Thursday, March 26, 2009

Coaching Progress

Something happened this past weekend that sparked a newfound exuberance for Life Coaching. I'm still trying to figure out exactly what it was, and in the meantime I've put my nose and fingers and elbows to the grindstone. A month or so ago I bought coachdian.com. And then waited until now to tell anyone about it. I feared that it wasn't complete. I feared that I didn't have my niche. I feared that it looked and felt lame. I feared that I didn't know what I was doing. I feared that someone would actually contact me for a coaching session. But isn't that the idea of starting a business? And then the weekend happened. 

I felt alive and excited. I received feedback from several sources acknowledging my growth and a natural knack for listening without judgement. I allowed people to ask me to dig into my fears. I allowed myself to actually dig. I allowed myself to release the fears that don't make sense. I allowed myself to honor the fears that held value. I allowed myself to take action...forward action. And now the site is up and running. I'm even telling you about it. 

This isn't to say that I'm a perfect Life Coach now and that I've got everything figured out so get ready to pay the big bucks for my services...this is simply to say that I've actually begun to offer my services. I'm still in the stages of learning, and I'm learning quickly. The only way I'm going to get better is to do it. And then to keep at it. To make mistakes and learn from them. To honor the failures and use them as stepping stones toward success. This is how I'm going to become a great Life Coach. This is how I've started to already become this great Life Coach. 

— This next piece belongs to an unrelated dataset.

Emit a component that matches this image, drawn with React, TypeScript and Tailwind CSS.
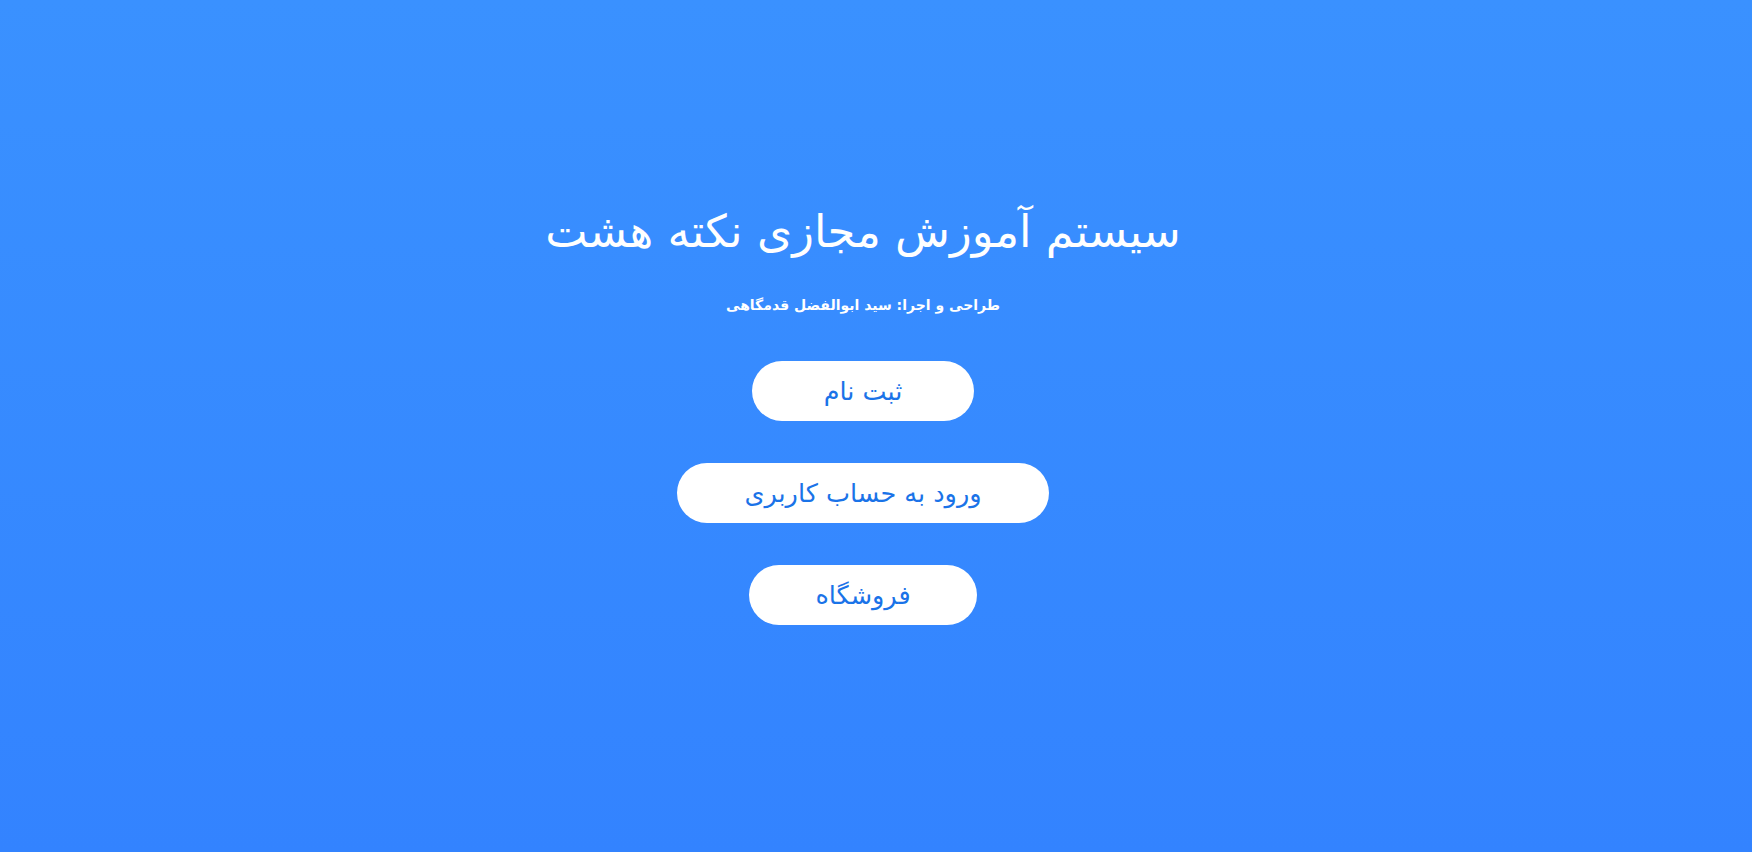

I probably won't post much here regarding coaching moving forward, as I really want to have some clear boundaries between my writing and my coaching. This is more for my sake than anyone else's. I have a tendency so get so wrapped up in one value that I think I'm honoring another value when actually I'm ignoring it altogether. That being said, who knows how this will all evolve...I guess we're all works in progress.